Against all the odds my initial impressions of the sound of the LCD3f were rather underwhelming. This was a big surprise to me. I was convinced the headphone would sound amazing with older recordings because of its warmer sound signature. While it was very forgiving on tracks like – Billie Holidays “Day in, Day out” managing to tame the vocal harshness present in the song that is almost unlistenable on the HD800; it still felt slightly congested with the LDC3f. It was almost like there was too much detail squashed into a small space – the soundscape in comparison to the HD800 and Beyer T1 seemed too mid-centric, not in tone but in placement. The headphone struggled to move sounds far to the left and right. It also sounded too slow and slightly muddy.

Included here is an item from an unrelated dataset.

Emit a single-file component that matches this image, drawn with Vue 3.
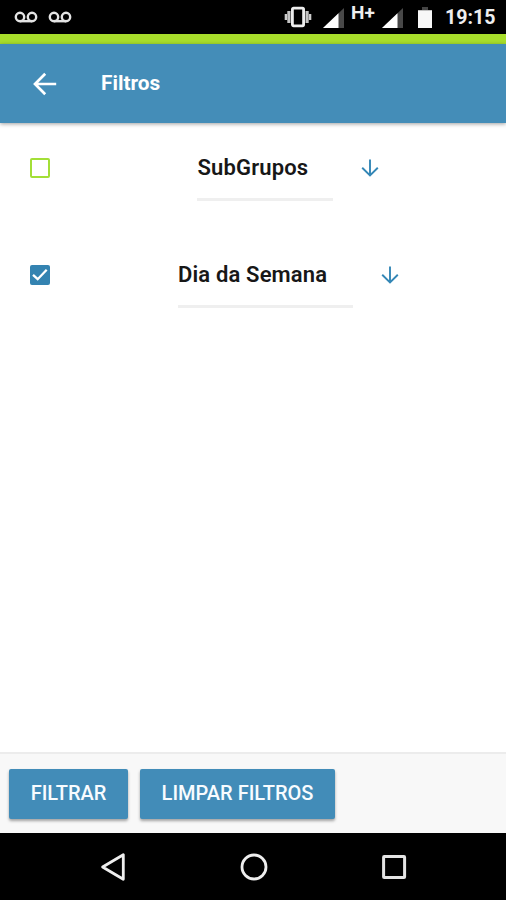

I was slightly annoyed and at the same time relieved at the headphone’s performance. I still preferred my HD800 and concluded that my ears must a like brighter sound with expansive and airy sound staging. At this point I decided not to purchase the headphone as I felt that, for me, its performance was not near the HD800.

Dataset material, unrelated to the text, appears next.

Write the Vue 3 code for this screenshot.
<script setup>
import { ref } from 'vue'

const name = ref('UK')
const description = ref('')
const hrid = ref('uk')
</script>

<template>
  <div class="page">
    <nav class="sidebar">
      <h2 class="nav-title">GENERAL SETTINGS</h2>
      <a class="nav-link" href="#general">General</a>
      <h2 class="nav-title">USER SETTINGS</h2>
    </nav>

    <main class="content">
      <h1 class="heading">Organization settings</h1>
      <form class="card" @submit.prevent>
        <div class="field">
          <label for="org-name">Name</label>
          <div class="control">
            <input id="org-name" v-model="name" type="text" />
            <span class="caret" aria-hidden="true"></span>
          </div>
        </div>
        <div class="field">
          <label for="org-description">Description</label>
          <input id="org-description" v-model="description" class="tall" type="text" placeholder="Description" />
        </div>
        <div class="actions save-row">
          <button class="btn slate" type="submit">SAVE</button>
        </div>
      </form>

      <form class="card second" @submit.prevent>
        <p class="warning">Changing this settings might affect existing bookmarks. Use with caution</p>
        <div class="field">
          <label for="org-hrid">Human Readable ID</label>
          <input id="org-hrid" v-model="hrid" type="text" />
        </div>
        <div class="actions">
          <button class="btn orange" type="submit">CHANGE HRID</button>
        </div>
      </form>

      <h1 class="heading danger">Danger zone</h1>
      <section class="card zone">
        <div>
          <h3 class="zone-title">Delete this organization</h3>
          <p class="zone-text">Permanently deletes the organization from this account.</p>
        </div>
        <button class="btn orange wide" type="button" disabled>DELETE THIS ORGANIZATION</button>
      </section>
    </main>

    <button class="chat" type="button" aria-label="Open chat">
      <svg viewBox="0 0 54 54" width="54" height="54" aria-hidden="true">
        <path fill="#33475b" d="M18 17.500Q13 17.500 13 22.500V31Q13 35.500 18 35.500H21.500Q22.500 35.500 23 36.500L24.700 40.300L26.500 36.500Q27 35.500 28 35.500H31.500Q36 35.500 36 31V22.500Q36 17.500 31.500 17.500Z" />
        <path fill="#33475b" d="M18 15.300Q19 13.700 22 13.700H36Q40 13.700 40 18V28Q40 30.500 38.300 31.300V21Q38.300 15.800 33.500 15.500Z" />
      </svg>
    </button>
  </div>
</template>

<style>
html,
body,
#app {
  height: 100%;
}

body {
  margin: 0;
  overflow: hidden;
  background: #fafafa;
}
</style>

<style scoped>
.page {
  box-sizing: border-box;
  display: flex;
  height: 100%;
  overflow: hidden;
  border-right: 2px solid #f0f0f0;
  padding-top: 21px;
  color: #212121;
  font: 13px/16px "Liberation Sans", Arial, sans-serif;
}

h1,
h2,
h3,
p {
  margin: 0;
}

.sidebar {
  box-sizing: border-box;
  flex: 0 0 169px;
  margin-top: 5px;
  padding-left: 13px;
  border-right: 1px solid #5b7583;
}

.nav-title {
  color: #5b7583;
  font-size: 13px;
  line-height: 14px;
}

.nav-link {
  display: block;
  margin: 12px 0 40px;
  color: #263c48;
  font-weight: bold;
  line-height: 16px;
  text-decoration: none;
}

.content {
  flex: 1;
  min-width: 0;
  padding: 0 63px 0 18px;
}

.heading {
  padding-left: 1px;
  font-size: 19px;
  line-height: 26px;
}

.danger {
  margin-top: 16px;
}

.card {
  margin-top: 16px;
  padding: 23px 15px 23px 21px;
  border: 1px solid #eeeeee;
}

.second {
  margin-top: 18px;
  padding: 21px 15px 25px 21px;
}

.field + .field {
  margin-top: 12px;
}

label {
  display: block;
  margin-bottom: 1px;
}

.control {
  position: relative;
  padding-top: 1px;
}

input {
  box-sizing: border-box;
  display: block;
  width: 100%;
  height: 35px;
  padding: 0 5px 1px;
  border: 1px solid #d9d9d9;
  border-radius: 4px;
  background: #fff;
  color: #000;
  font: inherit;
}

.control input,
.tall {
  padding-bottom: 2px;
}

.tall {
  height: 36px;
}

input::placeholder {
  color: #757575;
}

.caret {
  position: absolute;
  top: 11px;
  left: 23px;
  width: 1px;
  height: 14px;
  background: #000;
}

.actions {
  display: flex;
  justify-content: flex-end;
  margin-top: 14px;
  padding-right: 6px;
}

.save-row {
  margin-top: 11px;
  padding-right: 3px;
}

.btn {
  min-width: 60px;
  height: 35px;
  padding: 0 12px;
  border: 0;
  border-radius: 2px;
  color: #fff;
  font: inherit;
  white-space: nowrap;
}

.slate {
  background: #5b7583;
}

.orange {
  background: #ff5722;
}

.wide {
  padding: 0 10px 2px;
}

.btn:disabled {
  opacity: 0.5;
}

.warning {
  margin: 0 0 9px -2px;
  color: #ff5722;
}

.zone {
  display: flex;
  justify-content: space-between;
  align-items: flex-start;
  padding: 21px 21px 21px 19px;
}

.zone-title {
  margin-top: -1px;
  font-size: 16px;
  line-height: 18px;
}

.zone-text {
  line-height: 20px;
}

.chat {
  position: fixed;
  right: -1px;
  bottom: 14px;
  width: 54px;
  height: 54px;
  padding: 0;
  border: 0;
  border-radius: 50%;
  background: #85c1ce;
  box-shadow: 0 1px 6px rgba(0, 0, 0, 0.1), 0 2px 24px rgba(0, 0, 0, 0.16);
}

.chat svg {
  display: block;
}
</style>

While all this was happening I was chatting on forums to friends and fans of the LCD3f. They had been saying that I would need to upgrade my amplifier from stock tubes to something more complementary to the headphones specifications. Most people prefer these headphones with solid state amplifiers as opposed to tube design. I had no intention of purchasing another amplifier anytime soon so I decided to upgrade my WA5 stock to – EML 300b – TS BGRP – Brimar 5Z4GY. Honestly I didn’t think that the tubes would improve the headphone to a point where I would reconsider my opinion but I ordered the tubes anyway as I planned on the upgrade eventually.
It was my belief that because the HD800 and T1 sounded so good with the WA5 stock tubes there was no reason why the LCD3f would not react the same way. Oh how everything changed when the tubes arrived.
It was funny how it happened actually. I had the tubes for a whole 3 days and never plugged in the LCD3f because the sound was so good with HD800. Then while in my room deep in a listening session my friend walked in and said – “Eh paddy? You going to try those planar’s with the new tubes or what?” I replied that I wasn’t too bothered with the LCD3f but my friend persisted and I plugged them in.
The next couple of minutes were some of the most exiting in all my time as an audiophile! The headphone went from being sludgy to pristine! In fact it was like listening to a completely different headphone all together. Things only got better as the tubes were burned in. The EML 300b’s really made the difference with this headphone. The soundstage was instantly enlarged but most importantly for me the separation was greatly improved. The headphone no longer sounded congested and instruments could be heard with a vividness that was not there before. Now I understand what Audeze means when they say that the fazor enhances this headphones holographic imaging. The soundscape went from being flat to 3 dimensional and the dept in sound and tone was really impressive. Lower midrange, upper bass and lower bass were simply stunning. This headphone has an ability to control the lower registers like no other I have heard. On the John Lennon album ‘Imagine’ the track ‘crippled inside’ just sounded amazing. The acoustic guitars on the track were presented in high detail whilst still keeping them from becoming too cold. And Lennon’s vocal was shockingly real!
Right around the time all this began to happen with the headphone the 40th anniversary of Led Zeppelin’s Physical Graffti announced a remaster of the album by non other than Jimmy Page. I had previously purchased the first three albums also remastered by Page. Jimmy has worked miracles here. The albums sounds so good in Hi Res. Physical Graffiti is easily my favourite Zeppelin album and was infinitely improved by the LCD3f. The LCD3f, for me, is perfect for classic rock. It adds that needed warmth to treble heavy guitar tracks that are common on 70’s rock albums. On the track ‘Kashmir’ and throughout the album Jimmy uses a Dan electro DC 59. This thing with the wrong headphone can be a treble nightmare. Its shrill sounding with the Beyer T1 and slightly piercing with HD800. I find myself turning the volume down with these headphones and trebly rock tracks. However with the LCD3f this is not a problem. The headphone just seems to add enough warmth down below and pulls the treble back enough to make for a really enjoyable listen. I can crank the volume high and have no negative side effects.
Another album that seemed to cause me bother with HD800 because of vocal and trumpet harshness is Louis Primas Capitol Collector Series. The track – ‘Angelina Zooma, Zooma’ can be very taxing on the ear. The treble on his vocal is rather hot with most headphones. I have found that reaching for a midfi headphone like the Beyer Dt880 or Sennheiser HD650 at times like this can be a move in the right direction because of those headphones having roll off in the treble region. Here is where the LCD3f really shines. Somehow the headphone manages to attain that beautiful tone and warmth of the HD650 whilst adding refinement, fidelity, power and detail. It does all this without any treble glare whatsoever which is truly an amazing feature in headphone design.
My time with the LCD3f was a bit of a roller-coaster going from underwhelming to overwhelming. This headphone, in the end, lived up to the hype that surrounds it. While I can say that it won’t replace my HD800 it still left me wondering if any headphone can deliver everything an audiophile needs. For rock, EDM, soul, funk and older recorded music I have not heard anything better than the LCD3f. In my opinion it is just below the HD800 for jazz, classical and acoustic music. If I have learned anything while reviewing this headphone it is that amplification is of the utmost importance. The LCD3f is not known as a finicky headphone for pairing with other gear unlike its counterpart the HD800 but I found that rolling tubes in my amplifier brought this headphone from bland to brilliant. For anyone out there thinking of auditioning one just be sure to give this headphone the respect it deserves.